• **What to produce**
Reproduce each line that includes the word "components".

• **Information shown**
==================================================
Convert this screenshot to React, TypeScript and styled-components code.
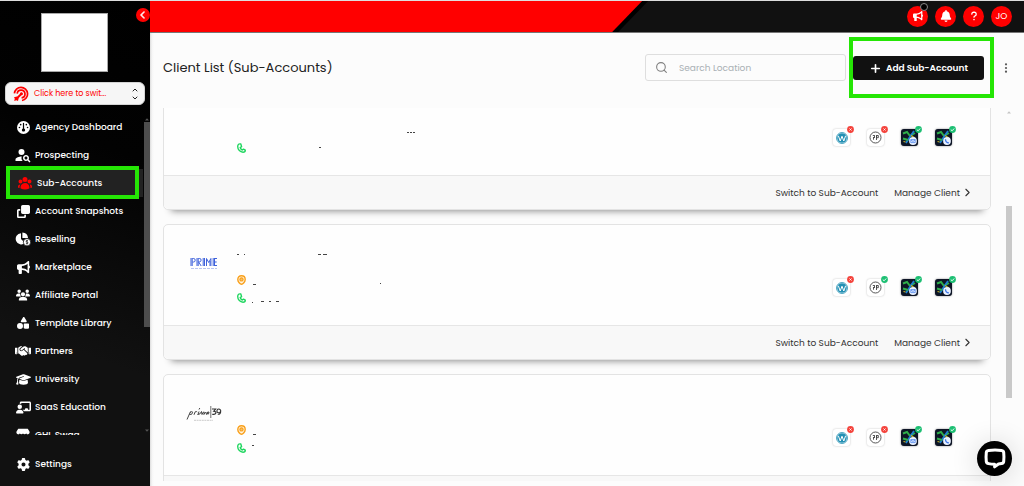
import React, { useLayoutEffect, useRef } from "react";
import styled, { createGlobalStyle, css } from "styled-components";
import {
  FaBell,
  FaBullhorn,
  FaChalkboardUser,
  FaChevronLeft,
  FaClone,
  FaGauge,
  FaGear,
  FaGraduationCap,
  FaHandshake,
  FaQuestion,
  FaShapes,
  FaStore,
  FaUsers,
} from "react-icons/fa6";
import { HiUserGroup } from "react-icons/hi2";
import { MdPersonSearch } from "react-icons/md";
import { FiChevronDown, FiChevronRight, FiChevronUp, FiPlus, FiSearch } from "react-icons/fi";

const RED = "#ff0000";
const INK = "#111111";
const MARK = "#25e605";

const GlobalStyle = createGlobalStyle`
  *, *::before, *::after { box-sizing: border-box; }
  body { margin: 0; background: #fcfcfc; font-family: Poppins, Inter, "Liberation Sans", sans-serif; }
  button { font: inherit; border: 0; padding: 0; background: none; cursor: pointer; }
  a { color: inherit; text-decoration: none; }
  svg { display: block; flex: none; }
`;

const Shell = styled.div`
  display: grid;
  grid-template-columns: 150px minmax(0, 1fr);
  height: 100vh;
  border-top: 1px solid #dedede;
`;

/* Sidebar */

const Sidebar = styled.aside`
  position: relative;
  display: flex;
  flex-direction: column;
  min-height: 0;
  background: linear-gradient(200deg, #000 0%, #020202 30%, #111 70%);
`;

const BrandBox = styled.div`
  width: 67px;
  height: 59px;
  margin: 12px 0 0 41px;
  background: #fff;
  border: 1px solid #a9a9a9;
`;

const CollapseButton = styled.button`
  position: absolute;
  top: 7px;
  right: 0;
  width: 14px;
  height: 14px;
  display: grid;
  place-items: center;
  color: #fff;
  background: ${RED};
  border-radius: 50%;
  font-size: 8px;

  svg {
    stroke: #fff;
    stroke-width: 40px;
  }
`;

const Switcher = styled.button`
  display: flex;
  align-items: center;
  gap: 5px;
  height: 23px;
  margin: 10px 5px 8px;
  padding: 0 5px 0 7px;
  background: #f6f6f6;
  border: 1px solid #d4d4d4;
  border-radius: 6px;
  color: ${RED};
  font-size: 8px;
  line-height: 12px;
`;

const SwitcherLabel = styled.span`
  flex: 1;
  text-align: left;
  white-space: nowrap;
`;

const Arrows = styled.span`
  display: flex;
  flex-direction: column;
  color: #222;
  font-size: 8px;
`;

const NavArea = styled.div`
  display: flex;
  flex: 1;
  min-height: 0;
`;

const NavList = styled.nav`
  flex: 1;
  min-width: 0;
  overflow: hidden;
`;

const NavLink = styled.a<{ $active?: boolean }>`
  position: relative;
  display: flex;
  align-items: center;
  gap: 4px;
  height: 28px;
  padding-left: 15px;
  color: #fff;
  font-size: 9px;
  font-weight: 500;
  line-height: 14px;
  white-space: nowrap;

  ${({ $active }) =>
    $active &&
    css`
      padding-left: 17px;
      background: linear-gradient(90deg, transparent 8px, #222 8px);

      > span:first-child {
        color: ${RED};
      }

      &::after {
        content: "";
        position: absolute;
        inset: -3px 4px -2px 6px;
        border: 4px solid ${MARK};
      }
    `}
`;

const NavIcon = styled.span`
  display: flex;
  align-items: center;
  justify-content: center;
  width: 16px;
  height: 16px;
`;

const ScrollRail = styled.div<{ $dark?: boolean }>`
  display: flex;
  flex-direction: column;
  align-items: center;
  width: 7px;
  padding: ${({ $dark }) => ($dark ? "5px 0 3px" : "3px 0")};
  color: ${({ $dark }) => ($dark ? "#555" : "#c4c4c4")};
`;

const RailThumb = styled.div<{ $before: number; $size: number; $color: string }>`
  width: 6px;
  flex: ${({ $size }) => $size} 0 0;
  margin-top: ${({ $before }) => $before}px;
  background: ${({ $color }) => $color};
`;

const RailRest = styled.div<{ $size: number }>`
  flex: ${({ $size }) => $size} 0 0;
`;

const SidebarFooter = styled.div`
  height: 51px;
  padding-top: 15px;
`;

/* Main column */

const Main = styled.div`
  display: flex;
  flex-direction: column;
  min-width: 0;
  min-height: 0;
`;

const TopBar = styled.header`
  display: flex;
  justify-content: space-between;
  flex: none;
  height: 32px;
  background: ${INK};
  border-bottom: 1px solid #777;
`;

const slant = css`
  clip-path: polygon(0 0, 100% 0, calc(100% - 30px) 100%, 0 100%);
`;

const Banner = styled.div`
  width: 57%;
  padding-right: 6px;
  background: #000;
  ${slant}
`;

const BannerFill = styled.div`
  height: 100%;
  background: ${RED};
  ${slant}
`;

const TopActions = styled.div`
  display: flex;
  align-items: center;
  gap: 7px;
  padding: 0 12px 1px 0;
`;

const RoundButton = styled.button`
  position: relative;
  display: grid;
  place-items: center;
  width: 21px;
  height: 21px;
  border-radius: 50%;
  background: ${RED};
  color: #fff;
  font-size: 9px;
  line-height: 12px;
`;

const Dot = styled.span`
  position: absolute;
  top: -3px;
  right: 0;
  width: 8px;
  height: 8px;
  border-radius: 50%;
  background: #000;
  border: 1px solid #8a8a8a;
`;

const Page = styled.main`
  display: flex;
  flex-direction: column;
  flex: 1;
  min-height: 0;
  padding: 0 12px 5px 13px;
  background: linear-gradient(90deg, #dcdcdc 0, #f6f6f6 2px, #fcfcfc 4px);
`;

const TitleRow = styled.div`
  display: flex;
  align-items: center;
  flex: none;
  height: 75px;
  padding: 0 1px 6px 0;
`;

const Title = styled.h1`
  flex: 1;
  margin: 0;
  color: #222;
  font-size: 13px;
  font-weight: 400;
  line-height: 20px;
`;

const SearchBox = styled.label`
  display: flex;
  align-items: center;
  gap: 11px;
  width: 201px;
  height: 27px;
  padding: 0 9px;
  border: 1px solid #dedede;
  border-radius: 3px;
  color: #808080;
  font-size: 13px;
`;

const SearchInput = styled.input`
  flex: 1;
  min-width: 0;
  padding: 0;
  border: 0;
  outline: 0;
  background: none;
  font: inherit;
  font-size: 9px;
  line-height: 14px;
  color: #333;

  &::placeholder {
    color: #a9b0b4;
    opacity: 1;
  }
`;

const AddWrap = styled.div`
  display: flex;
  margin: 0 7px 0 3px;
  padding: 15px 6px 14px 0;
  border: 4px solid ${MARK};
`;

const AddButton = styled.button`
  display: flex;
  align-items: center;
  justify-content: center;
  gap: 4px;
  width: 131px;
  height: 24px;
  border-radius: 3px;
  background: ${INK};
  color: #fff;
  font-size: 9px;
  font-weight: 600;
  line-height: 14px;
  white-space: nowrap;

  svg {
    font-size: 13px;
  }
`;

const MenuButton = styled.button`
  display: grid;
  place-items: center;
  width: 10px;
  height: 16px;
`;

const ListArea = styled.div`
  display: flex;
  gap: 14px;
  flex: 1;
  min-height: 0;
`;

const CardList = styled.div`
  display: flex;
  flex-direction: column;
  gap: 14px;
  flex: 1;
  min-width: 0;
  overflow: hidden;
`;

const Card = styled.article`
  flex: none;
  background: #fefefe;
  border: 1px solid #e3e3e3;
  border-radius: 5px;
  box-shadow: 0 9px 7px -8px rgba(0, 0, 0, 0.45);
`;

const CardBody = styled.div`
  display: flex;
  align-items: flex-start;
  height: 101px;
  padding: 0 38px 0 20px;
  border-bottom: 1px solid #e6e6e6;
`;

const ClientLogo = styled.div`
  display: grid;
  place-items: center;
  width: 40px;
  height: 20px;
  margin-top: 28px;
`;

const ClientInfo = styled.div`
  flex: 1;
  display: flex;
  flex-direction: column;
  gap: 7px;
  margin-left: 13px;
  padding-top: 26px;
`;

const NameLine = styled.div`
  height: 16px;
`;

const InfoLine = styled.div`
  display: flex;
  align-items: center;
  gap: 6px;
  height: 11px;
`;

const Apps = styled.div`
  display: flex;
  gap: 17px;
  padding-top: 54px;
`;

const AppTile = styled.span<{ $dark?: boolean }>`
  position: relative;
  display: grid;
  place-items: center;
  width: 17px;
  height: 17px;
  border-radius: 3px;
  background: ${({ $dark }) => ($dark ? "#0d1526" : "#fff")};
  box-shadow: 0 0 2px ${({ $dark }) => ($dark ? "rgba(0,0,0,.5)" : "rgba(0,0,0,.25)")};
`;

const Badge = styled.span`
  position: absolute;
  top: -3px;
  right: -4px;
`;

const CardFooter = styled.div`
  display: flex;
  align-items: center;
  justify-content: flex-end;
  gap: 16px;
  height: 33px;
  padding-right: 16px;
  background: #f8f8f8;
  border-radius: 0 0 5px 5px;
  color: #333;
  font-size: 9px;
  line-height: 14px;
`;

const FooterLink = styled.a`
  display: flex;
  align-items: center;
  gap: 1px;
  white-space: nowrap;

  svg {
    font-size: 13px;
  }
`;

const ChatButton = styled.button`
  position: fixed;
  right: 12px;
  bottom: 10px;
  width: 35px;
  height: 35px;
  display: grid;
  place-items: center;
  border-radius: 50%;
  background: #000;
  box-shadow: 0 2px 28px rgba(0, 0, 0, 0.16);
`;

/* Drawings */

const TargetIcon = () => (
  <svg width="16" height="16" viewBox="0 0 16 16" fill="none" stroke={RED} strokeWidth="1.7">
    <path d="M1.4 7.4A6.6 6.6 0 1 1 9 14.5" />
    <path d="M4.2 7.6A3.9 3.9 0 1 1 8.6 11.8" />
    <path d="M9 7.2 3 13.2" strokeWidth="2" />
    <path d="M1 11.2 4 10.6 5.6 12.2 5 15 3.4 14.2 1.2 15 1.8 12.8Z" fill={RED} stroke="none" />
    <circle cx="8.4" cy="7.8" r="1.5" fill={RED} stroke="none" />
  </svg>
);

const PieCoinIcon = () => (
  <svg width="16" height="14" viewBox="0 0 16 14">
    <g fill="#fff">
      <path d="M6 1.2V7l4 4a5.6 5.6 0 1 1-4-9.8Z" />
      <path d="M7.4.4A6 6 0 0 1 13 6H7.4Z" />
    </g>
    <circle cx="12" cy="10.2" r="3.7" fill="#fff" stroke="#111" strokeWidth=".8" />
    <path d="M13 8.9c-.5-.6-2-.5-2 .3 0 .9 2.1.7 2.1 1.7 0 .8-1.6 1-2.2.3M12 8v4.5" fill="none" stroke="#111" strokeWidth=".7" />
  </svg>
);

const PinIcon = () => (
  <svg width="9" height="10" viewBox="0 0 9 10">
    <path d="M4.5.7C2.2.7.8 2.3.8 4.4c0 2.4 2.4 4.9 3.7 4.9s3.7-2.5 3.7-4.9C8.2 2.3 6.8.7 4.5.7Z" fill="#fff4e0" stroke="#f9a01b" strokeWidth="1.4" />
    <circle cx="4.5" cy="4.4" r="1.6" fill="#fbc063" stroke="#f9a01b" strokeWidth="1.2" />
  </svg>
);

const HandsetIcon = () => (
  <svg width="9" height="10" viewBox="0 0 9 10" fill="none" stroke="#1fd65f" strokeWidth="1.4" strokeLinejoin="round">
    <path d="M3.8 1C2 .5.7 1.4.7 3.6c0 3.2 2.5 5.5 5.3 5.6 1.4 0 2.300-.7 2.300-2L6.500 6.200 5.300 7C4.300 6.500 3.500 5.700 3.200 4.600L4.600 3.600Z" />
  </svg>
);

const WordpressIcon = () => (
  <svg width="12" height="12" viewBox="0 0 12 12" fill="none">
    <circle cx="6" cy="6" r="5.5" fill="#fff" stroke="#2390b4" strokeWidth=".8" />
    <circle cx="6" cy="6" r="4.8" fill="#2390b4" />
    <path d="M2.4 3.8 4.2 9 6 4.2 7.800 9 9.600 3.800" stroke="#fff" strokeWidth="1" />
  </svg>
);

const KebabIcon = () => (
  <svg width="4" height="10" viewBox="0 0 4 10" fill="#555">
    <circle cx="2" cy="1.3" r="1.1" />
    <circle cx="2" cy="5" r="1.1" />
    <circle cx="2" cy="8.7" r="1.1" />
  </svg>
);

const RailArrow = ({ down = false }: { down?: boolean }) => (
  <svg width="4" height="3" viewBox="0 0 4 3" fill="currentColor">
    <path d={down ? "M0 .5h4L2 2.8Z" : "M0 2.5h4L2 .2Z"} />
  </svg>
);

const StatusBadge = ({ ok }: { ok: boolean }) => (
  <Badge>
    <svg width="7" height="7" viewBox="0 0 7 7" fill="none" stroke="#fff" strokeWidth=".9">
      <circle cx="3.5" cy="3.5" r="3.4" fill={ok ? "#1dbf73" : "#f4433c"} stroke="none" />
      <path d={ok ? "M1.800 3.600 3.100 4.800 5.200 2.500" : "M2.500 2.500 4.500 4.500M4.500 2.500 2.500 4.500"} />
    </svg>
  </Badge>
);

const ListingIcon = () => (
  <svg width="13" height="13" viewBox="0 0 13 13" fill="none" stroke="#444">
    <circle cx="6.5" cy="6.5" r="5.5" strokeWidth=".9" />
    <path d="M3.800 4.500h2M5.500 4.500v2M4 6.500h2M4.500 6.500v2.200M7.500 4.500h1.800v2.200H7.500ZM7.500 4.200v4.800" strokeWidth=".9" />
  </svg>
);

const MapArt = ({ kind }: { kind: "mail" | "call" }) => (
  <svg width="17" height="17" viewBox="0 0 17 17" fill="none">
    <path d="M2 4.500 6 3l3 4 5-3" stroke="#2fae4a" strokeWidth="2" />
    <path d="M13 2 9.500 7 5 14" stroke="#1d7fd0" strokeWidth="1.800" />
    <path d="m2 9.500 5 1.500" stroke="#2fae4a" strokeWidth="2" />
    <path d="M10 6.500 14 9M2.500 12.500l2 .5" stroke="#c8b52e" strokeWidth="1.200" />
    <circle cx="12" cy="12" r="3.900" fill="#e8f0ff" />
    {kind === "mail" ? (
      <path d="M9.800 10.600h4.400v3H9.800ZM9.800 10.800 12 12.500l2.200-1.700" stroke="#3e78e8" strokeWidth=".7" />
    ) : (
      <path d="M10.500 10.200c0 2.200 1.200 3.500 3.400 3.600" stroke="#3e78e8" strokeWidth="1.300" />
    )}
  </svg>
);

const PrimeLogo = () => (
  <svg width="28" height="13" viewBox="0 0 28 13" fill="none" stroke="#3f62db">
    <path
      d="M1 1v8M2.200 1v8M2.500 1.500h1.200q1.500 0 1.500 1.700T3.700 5H2.500M7 1v8M8.200 1v8M8.500 1.500h1.200q1.400 0 1.400 1.600T9.700 4.800H8.500l2.700 4.200M13.200 1v8M14.500 1v8M16.500 9V1.500l2.200 4 2.200-4V9M20 4v5M23.200 1v8M24.500 1v8M24.500 1.500H27M24.500 5h2.200M24.500 8.500H27"
      strokeWidth="1"
    />
    <path d="M1 11.500h26" stroke="#b9c5f2" strokeDasharray="3 1" />
  </svg>
);

const Prime39Logo = () => (
  <svg width="36" height="20" viewBox="0 0 36 20" fill="none" stroke="#333" strokeWidth=".9">
    <path d="M1 16.500 4.500 8.500M4.200 9.500q2.500-2 2.300.2T3.500 11.500M8 11.800l1.200-3q1.600-.6 2 .2M12 11.500l1-3M11.500 11.500q3 .2 4-3l.5 3q1.500-3.500 2.200-2.500l-.3 2.500q1.700-3 2.300-2l.2 1.900q2.800-1 2.600-2.300-1.700-.8-1.700 1.200.7 1.500 2-.2M13 6.500l.8-1.500" />
    <path d="M24.800 3v12" strokeWidth=".7" />
    <path d="M26 6h3.600L27.700 8.300q2.400 0 2.200 1.700-.7 2-3.700 1.200M34.700 8.200a1.900 1.900 0 1 1 0-.6c.2 2.800-1 3.900-2.900 3.700" strokeWidth="1.100" />
    <path d="M8 17.300h19" stroke="#aaa" strokeWidth=".6" strokeDasharray="2 .6" />
  </svg>
);

const ChatIcon = () => (
  <svg width="24" height="24" viewBox="0 0 24 24" fill="none" stroke="#fff" strokeWidth="3" strokeLinejoin="round">
    <path d="M5.500 3.500Q12 2.600 18.500 3.500 20.500 3.800 20.700 5.500 21.200 10 20.700 14.500 20.500 16.300 18.500 16.600L15.500 17 11.600 19.800V17.200Q8.500 17.200 5.500 16.600 3.500 16.300 3.300 14.500 2.800 10 3.300 5.500 3.500 3.800 5.500 3.500Z" />
  </svg>
);

/* Leftover ink on each redacted line: x, y, width */
type Ink = [number, number, number][];

const Redacted = ({ marks }: { marks: Ink }) => (
  <svg width="170" height="11" viewBox="0 0 170 11" fill="#444">
    {marks.map(([x, y, w]) => (
      <rect key={`${x}-${y}`} x={x} y={y} width={w} height="1" />
    ))}
  </svg>
);

/* Data */

const navItems = [
  { label: "Agency Dashboard", icon: <FaGauge size={13} /> },
  { label: "Prospecting", icon: <MdPersonSearch size={18} /> },
  { label: "Sub-Accounts", icon: <HiUserGroup size={16} />, active: true },
  { label: "Account Snapshots", icon: <FaClone size={13} /> },
  { label: "Reselling", icon: <PieCoinIcon /> },
  { label: "Marketplace", icon: <FaBullhorn size={13} /> },
  { label: "Affiliate Portal", icon: <FaUsers size={14} /> },
  { label: "Template Library", icon: <FaShapes size={12} /> },
  { label: "Partners", icon: <FaHandshake size={16} /> },
  { label: "University", icon: <FaGraduationCap size={15} /> },
  { label: "SaaS Education", icon: <FaChalkboardUser size={15} /> },
  { label: "GHL Swag", icon: <FaStore size={14} /> },
];

type Client = {
  id: string;
  logo?: React.ReactNode;
  pin: boolean;
  listing: boolean;
  name: Ink;
  address: Ink;
  phone: Ink;
};

const clients: Client[] = [
  { id: "a", pin: false, listing: false, name: [], address: [[155, 8, 2], [158, 8, 2], [161, 8, 2]], phone: [[67, 5, 2]] },
  { id: "b", logo: <PrimeLogo />, pin: true, listing: true, name: [[0, 3, 2], [7, 3, 1], [81, 3, 3], [86, 3, 4]], address: [[1, 10, 3], [128, 9, 1]], phone: [[0, 10, 1], [9, 9, 3], [17, 9, 2], [24, 9, 3]] },
  { id: "c", logo: <Prime39Logo />, pin: true, listing: false, name: [], address: [[1, 10, 3]], phone: [[0, 3, 2]] },
];

const ClientCard = ({ client }: { client: Client }) => (
  <Card>
    <CardBody>
      <ClientLogo>{client.logo}</ClientLogo>
      <ClientInfo>
        <NameLine>
          <Redacted marks={client.name} />
        </NameLine>
        <InfoLine>
          {client.pin ? <PinIcon /> : <svg width="9" height="10" />}
          <Redacted marks={client.address} />
        </InfoLine>
        <InfoLine>
          <HandsetIcon />
          <Redacted marks={client.phone} />
        </InfoLine>
      </ClientInfo>
      <Apps>
        <AppTile>
          <WordpressIcon />
          <StatusBadge ok={false} />
        </AppTile>
        <AppTile>
          <ListingIcon />
          <StatusBadge ok={client.listing} />
        </AppTile>
        <AppTile $dark>
          <MapArt kind="mail" />
          <StatusBadge ok />
        </AppTile>
        <AppTile $dark>
          <MapArt kind="call" />
          <StatusBadge ok />
        </AppTile>
      </Apps>
    </CardBody>
    <CardFooter>
      <FooterLink href="#switch">Switch to Sub-Account</FooterLink>
      <FooterLink href="#manage">
        Manage Client <FiChevronRight />
      </FooterLink>
    </CardFooter>
  </Card>
);

export default function App() {
  const listRef = useRef<HTMLDivElement>(null);

  useLayoutEffect(() => {
    if (listRef.current) listRef.current.scrollTop = 34;
  }, []);

  return (
    <>
      <GlobalStyle />
      <Shell>
        <Sidebar>
          <BrandBox />
          <CollapseButton aria-label="Collapse sidebar">
            <FaChevronLeft />
          </CollapseButton>
          <Switcher>
            <TargetIcon />
            <SwitcherLabel>Click here to swit...</SwitcherLabel>
            <Arrows>
              <FiChevronUp strokeWidth={3} />
              <FiChevronDown strokeWidth={3} />
            </Arrows>
          </Switcher>
          <NavArea>
            <NavList aria-label="Agency">
              {navItems.map(({ label, icon, active }) => (
                <NavLink key={label} href="#nav" $active={active}>
                  <NavIcon>{icon}</NavIcon>
                  {label}
                </NavLink>
              ))}
            </NavList>
            <ScrollRail $dark>
              <RailArrow />
              <RailThumb $before={1} $size={206} $color="#4d4d4d" />
              <RailRest $size={102} />
              <RailArrow down />
            </ScrollRail>
          </NavArea>
          <SidebarFooter>
            <NavLink href="#settings">
              <NavIcon>
                <FaGear size={13} />
              </NavIcon>
              Settings
            </NavLink>
          </SidebarFooter>
        </Sidebar>

        <Main>
          <TopBar>
            <Banner>
              <BannerFill />
            </Banner>
            <TopActions>
              <RoundButton aria-label="Announcements">
                <FaBullhorn size={10} />
                <Dot />
              </RoundButton>
              <RoundButton aria-label="Notifications">
                <FaBell size={12} />
              </RoundButton>
              <RoundButton aria-label="Help">
                <FaQuestion size={10} />
              </RoundButton>
              <RoundButton>JO</RoundButton>
            </TopActions>
          </TopBar>

          <Page>
            <TitleRow>
              <Title>Client List (Sub-Accounts)</Title>
              <SearchBox>
                <FiSearch />
                <SearchInput type="search" placeholder="Search Location" aria-label="Search Location" />
              </SearchBox>
              <AddWrap>
                <AddButton>
                  <FiPlus strokeWidth={3} />
                  Add Sub-Account
                </AddButton>
              </AddWrap>
              <MenuButton aria-label="More options">
                <KebabIcon />
              </MenuButton>
            </TitleRow>
            <ListArea>
              <CardList ref={listRef}>
                {clients.map((client) => (
                  <ClientCard key={client.id} client={client} />
                ))}
              </CardList>
              <ScrollRail>
                <RailArrow />
                <RailRest $size={92} />
                <RailThumb $before={0} $size={192} $color="#c9c9c9" />
                <RailRest $size={80} />
              </ScrollRail>
            </ListArea>
          </Page>
        </Main>
      </Shell>
      <ChatButton aria-label="Open chat">
        <ChatIcon />
      </ChatButton>
    </>
  );
}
==================================================
• **Full solution**
Convert this screenshot to React, TypeScript and styled-components code.
import styled, { createGlobalStyle, css } from "styled-components";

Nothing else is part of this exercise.